The renowned “Trenton Makes The World Takes” phrase dates to the early part of the 20th century. The original phrasing was “The World Takes, Trenton Makes,” the winning entry in a 1910 contest the Trenton Chamber of Commerce sponsored to devise a slogan touting the city’s many manufacturing attributes. S. Roy Heath, a local lumberyard owner who went on to become a state senator, penned the phrase. (Heath’s namesake lumber company still remains in business in nearby Ewing.)
There were 289 persons in the contest with 1,478 submitted slogans. Heath reportedly returned the $25 contest prize.
While the original slogan appeared on stationery, shipping crates and on various signs in and around the city, it never appeared on a bridge across the Delaware River.
In 1917, a mayoral committee succeeded in raising funds to have the renowned R.C. Maxwell outdoor advertising company install the first illuminated slogan sign on the former iron bridge that then crossed the river at the Lower Trenton location. Former Trenton Mayor Frederick W. Donnelly spearheaded the effort, insisting that Heath’s contest-winning wording be reordered to read “Trenton Makes – The World Takes.” News clippings from the time state that the original sign included an arrow pointing to Trenton and an American flag. The lighting system consisted of 2,400 incandescent bulbs.
On August 9, 1917, the phrase “Trenton Makes The World Takes” went aglow along the downstream side of the old iron bridge that was the immediate predecessor to the current, steel Lower Trenton span. At that time, the iron bridge was a tolled crossing owned and operated by the Pennsylvania Railroad. News articles from the time heralded the sign as the “world’s largest municipal ad” and the “largest slogan sign in the world.”
The old iron bridge was replaced by the current steel truss bridge, which opened fully to traffic in January 1929. The new bridge did not initially include the signage. After a fundraising effort, the Trenton City of Commerce succeeded in raising enough revenue to install a new sign on the bridge in 1935. That sign, installed by Hutchinson Signs, Inc. of Trenton, was the first to utilize neon lights. It had 9-foot capital letters and 7-foot lower-case letters. The signage subsequently was replaced several more times over the years. In 1994, the chamber transferred ownership of the slogan signage to the Commission.

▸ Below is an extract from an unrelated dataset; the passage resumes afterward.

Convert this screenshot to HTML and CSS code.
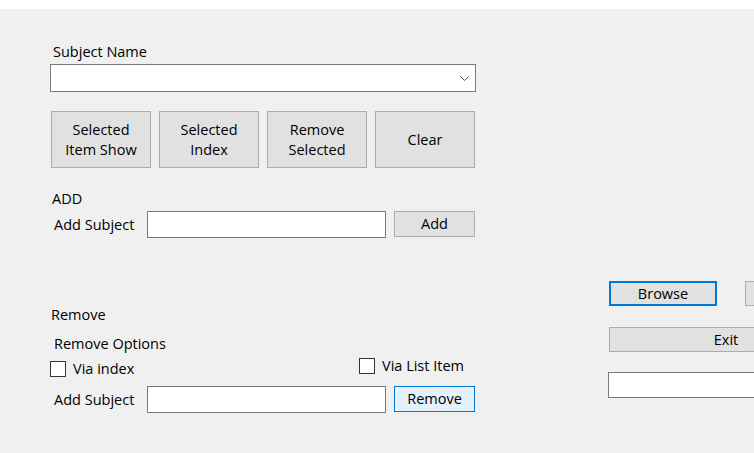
FILE: index.html
```html
<!DOCTYPE html>
<html lang="en">
<head>
<meta charset="utf-8">
<title>Subjects</title>
<link rel="stylesheet" href="styles.css">
</head>
<body>
<div class="topbar"></div>
<main class="form">
  <section class="left">
    <div class="lbl subj">Subject Name</div>
    <div class="combo">
      <svg class="chev" width="9" height="5" viewBox="0 0 9 5"><polyline points="0.5,0.5 4.5,4.5 8.5,0.5" fill="none" stroke="#555" stroke-width="1"/></svg>
    </div>
    <div class="btnrow">
      <button class="btn big">Selected<br>Item Show</button>
      <button class="btn big">Selected<br>Index</button>
      <button class="btn big">Remove<br>Selected</button>
      <button class="btn big">Clear</button>
    </div>
    <div class="lbl add-title">ADD</div>
    <div class="row row-add">
      <div class="lbl rowlbl">Add Subject</div>
      <div class="textbox"></div>
      <button class="btn small">Add</button>
    </div>
    <div class="lbl remove-title">Remove</div>
    <div class="lbl opts-title">Remove Options</div>
    <div class="checks">
      <label class="check c1"><span class="box"></span><span class="lbl">Via index</span></label>
      <label class="check c2"><span class="box"></span><span class="lbl">Via List Item</span></label>
    </div>
    <div class="row row-remove">
      <div class="lbl rowlbl">Add Subject</div>
      <div class="textbox"></div>
      <button class="btn small hover">Remove</button>
    </div>
  </section>
  <section class="right">
    <div class="rbtns">
      <button class="btn browse">Browse</button>
      <button class="btn other"></button>
    </div>
    <button class="btn exit">Exit</button>
    <div class="textbox rtext"></div>
  </section>
</main>
</body>
</html>
```
FILE: styles.css
```css
* { box-sizing: border-box; }
html, body {
  margin: 0;
  padding: 0;
  width: 754px;
  height: 453px;
  overflow: hidden;
  background: #f0f0f0;
  font-family: "Open Sans", "Noto Sans", sans-serif;
  font-size: 14.5px;
  color: #000;
}
.topbar {
  height: 9px;
  background: #ffffff;
}
.form {
  display: flex;
  align-items: flex-start;
  padding-top: 33px;
  width: 754px;
  overflow: hidden;
}
.left {
  width: 476px;
  padding-left: 50px;
  flex: none;
  display: flex;
  flex-direction: column;
}
.lbl {
  line-height: 20px;
  white-space: nowrap;
}
.subj { margin-left: 3px; }
.combo {
  margin-top: 2px;
  height: 28px;
  width: 426px;
  background: #fff;
  border: 1px solid #7a7a7a;
  display: flex;
  justify-content: flex-end;
  align-items: center;
  padding-right: 6px;
}
.chev { display: block; }
.btn {
  font-family: inherit;
  font-size: 14.5px;
  color: #000;
  background: #e1e1e1;
  border: 1px solid #adadad;
  padding: 0;
  margin: 0;
  line-height: 20px;
  text-align: center;
  flex: none;
}
.btnrow {
  margin-top: 19px;
  margin-left: 1px;
  display: flex;
  gap: 8px;
}
.btn.big {
  width: 100px;
  height: 57px;
}
.add-title { margin-top: 21px; margin-left: 2px; }
.row {
  display: flex;
  align-items: flex-start;
}
.row-add { margin-top: 2px; }
.rowlbl {
  width: 97px;
  padding-left: 4px;
  align-self: center;
}
.textbox {
  width: 239px;
  height: 27px;
  background: #fff;
  border: 1px solid #7a7a7a;
  flex: none;
}
.btn.small {
  margin-left: 8px;
  width: 81px;
  height: 26px;
}
.btn.hover {
  background: #e5f1fb;
  border-color: #0078d7;
}
.remove-title { margin-top: 67px; margin-left: 1px; }
.opts-title { margin-top: 9px; margin-left: 4px; }
.checks {
  display: grid;
  grid-template-columns: 309px auto;
  align-items: start;
  margin-top: 3px;
}
.check {
  display: flex;
  align-items: center;
  gap: 7px;
}
.c1 { margin-top: 2px; }
.c2 { margin-top: -1px; }
.box {
  width: 16px;
  height: 16px;
  background: #fff;
  border: 1px solid #333;
  flex: none;
}
.row-remove { margin-top: 7px; }
.right {
  margin-left: 132px;
  padding-top: 239px;
  flex: 1;
  min-width: 0;
  overflow: hidden;
  display: flex;
  flex-direction: column;
  align-items: flex-start;
}
.rbtns {
  display: flex;
  gap: 28px;
  margin-left: 1px;
}
.btn.browse {
  width: 108px;
  height: 25px;
  border: 2px solid #0078d7;
}
.btn.other {
  width: 108px;
  height: 25px;
}
.btn.exit {
  margin-top: 21px;
  margin-left: 1px;
  width: 234px;
  height: 25px;
}
.rtext {
  margin-top: 20px;
  width: 240px;
  height: 26px;
}
```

The sign’s new LED lighting system is expected to have a longer service life while being more reliable in all of kinds of weather conditions and reducing energy consumption costs.
The new color‐changing lights generally will maintain the appearance of the former neon sign, yet allow for flexibility to change the color schemes for holidays and special occasions. DRJTBC impact studies estimate the upgraded lighting will be 20 percent more efficient (5,520 watts currently vs. 4,335 watts for new lights) with a 60 percent longer system life (30,000 hours currently vs. 50,000 hours for new lights).